◆ INSTRUCTIONS TO FOLLOW
Below is a listing; write it out exactly and drop any images from it.

◆ DATA LINES
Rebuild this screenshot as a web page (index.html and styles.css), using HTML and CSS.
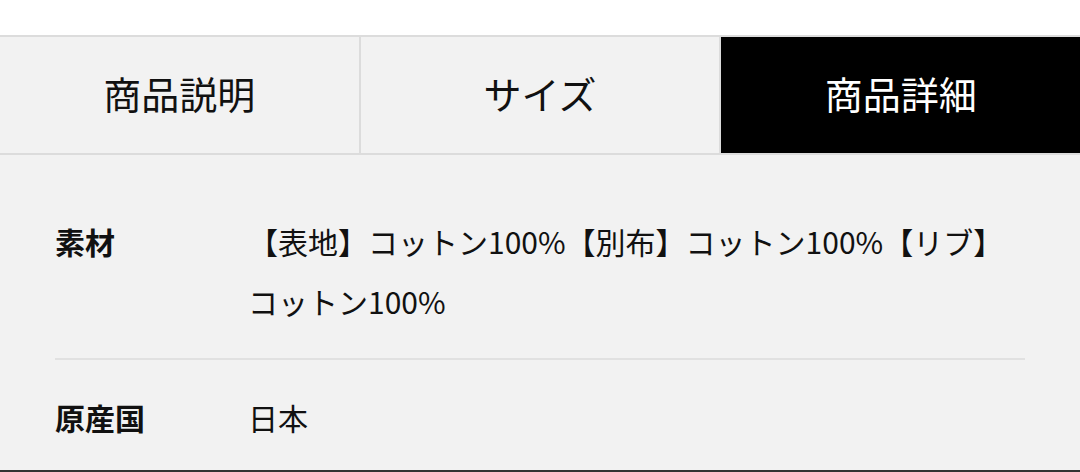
FILE: index.html
```html
<!DOCTYPE html>
<html lang="ja">
<head>
  <meta charset="UTF-8">
  <meta name="viewport" content="width=device-width, initial-scale=1.0">
  <title>商品詳細</title>
  <link rel="stylesheet" href="styles.css">
</head>
<body>
  <div class="top"></div>
  <div class="tabs">
    <div class="tab">商品説明</div>
    <div class="tab">サイズ</div>
    <div class="tab active">商品詳細</div>
  </div>
  <div class="details">
    <div class="row">
      <div class="label">素材</div>
      <div class="value">【表地】コットン100%【別布】コットン100%【リブ】コットン100%</div>
    </div>
    <div class="row last">
      <div class="label">原産国</div>
      <div class="value">日本</div>
    </div>
  </div>
  <div class="bottom"></div>
</body>
</html>
```

FILE: styles.css
```css
*{
  margin: 0;
  padding: 0;
  box-sizing: border-box;
  font-family: "Noto Sans CJK JP", "Noto Sans", sans-serif;
}
html, body {
  height: 472px;
  overflow: hidden;
}
body {
  display: flex;
  flex-direction: column;
  background-color: #f2f2f2;
  color: #111;
}
.top {
  height: 35px;
  flex-shrink: 0;
  background: #fff;
}
.tabs {
  flex-shrink: 0;
  display: grid;
  grid-template-columns: 1fr 1fr 1fr;
  gap: 2px;
  background: #dcdcdc;
  border-top: 2px solid #dcdcdc;
  border-bottom: 2px solid #dcdcdc;
}
.tab {
  height: 116px;
  padding-bottom: 6px;
  display: flex;
  justify-content: center;
  align-items: center;
  background: #f2f2f2;
  font-size: 38px;
}
.tab.active {
  background: #000;
  color: #fff;
}
.details {
  flex: 1;
  min-height: 0;
  overflow: hidden;
  padding: 29px 55px 0;
}
.row {
  display: flex;
  padding: 27px 0;
  border-bottom: 2px solid #e1e1e1;
  font-size: 30px;
  line-height: 60px;
}
.row.last {
  border-bottom: none;
  padding-bottom: 0;
}
.label {
  width: 193px;
  flex-shrink: 0;
  font-weight: bold;
}
.value {
  flex: 1;
}
.bottom {
  flex-shrink: 0;
  height: 2px;
  background: #333;
}
```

◆ TASK OUTPUT
Rebuild this screenshot as a web page (index.html and styles.css), using HTML and CSS.
FILE: index.html
```html
<!DOCTYPE html>
<html lang="ja">
<head>
  <meta charset="UTF-8">
  <meta name="viewport" content="width=device-width, initial-scale=1.0">
  <title>商品詳細</title>
  <link rel="stylesheet" href="styles.css">
</head>
<body>
  <div class="top"></div>
  <div class="tabs">
    <div class="tab">商品説明</div>
    <div class="tab">サイズ</div>
    <div class="tab active">商品詳細</div>
  </div>
  <div class="details">
    <div class="row">
      <div class="label">素材</div>
      <div class="value">【表地】コットン100%【別布】コットン100%【リブ】コットン100%</div>
    </div>
    <div class="row last">
      <div class="label">原産国</div>
      <div class="value">日本</div>
    </div>
  </div>
  <div class="bottom"></div>
</body>
</html>
```

FILE: styles.css
```css
*{
  margin: 0;
  padding: 0;
  box-sizing: border-box;
  font-family: "Noto Sans CJK JP", "Noto Sans", sans-serif;
}
html, body {
  height: 472px;
  overflow: hidden;
}
body {
  display: flex;
  flex-direction: column;
  background-color: #f2f2f2;
  color: #111;
}
.top {
  height: 35px;
  flex-shrink: 0;
  background: #fff;
}
.tabs {
  flex-shrink: 0;
  display: grid;
  grid-template-columns: 1fr 1fr 1fr;
  gap: 2px;
  background: #dcdcdc;
  border-top: 2px solid #dcdcdc;
  border-bottom: 2px solid #dcdcdc;
}
.tab {
  height: 116px;
  padding-bottom: 6px;
  display: flex;
  justify-content: center;
  align-items: center;
  background: #f2f2f2;
  font-size: 38px;
}
.tab.active {
  background: #000;
  color: #fff;
}
.details {
  flex: 1;
  min-height: 0;
  overflow: hidden;
  padding: 29px 55px 0;
}
.row {
  display: flex;
  padding: 27px 0;
  border-bottom: 2px solid #e1e1e1;
  font-size: 30px;
  line-height: 60px;
}
.row.last {
  border-bottom: none;
  padding-bottom: 0;
}
.label {
  width: 193px;
  flex-shrink: 0;
  font-weight: bold;
}
.value {
  flex: 1;
}
.bottom {
  flex-shrink: 0;
  height: 2px;
  background: #333;
}
```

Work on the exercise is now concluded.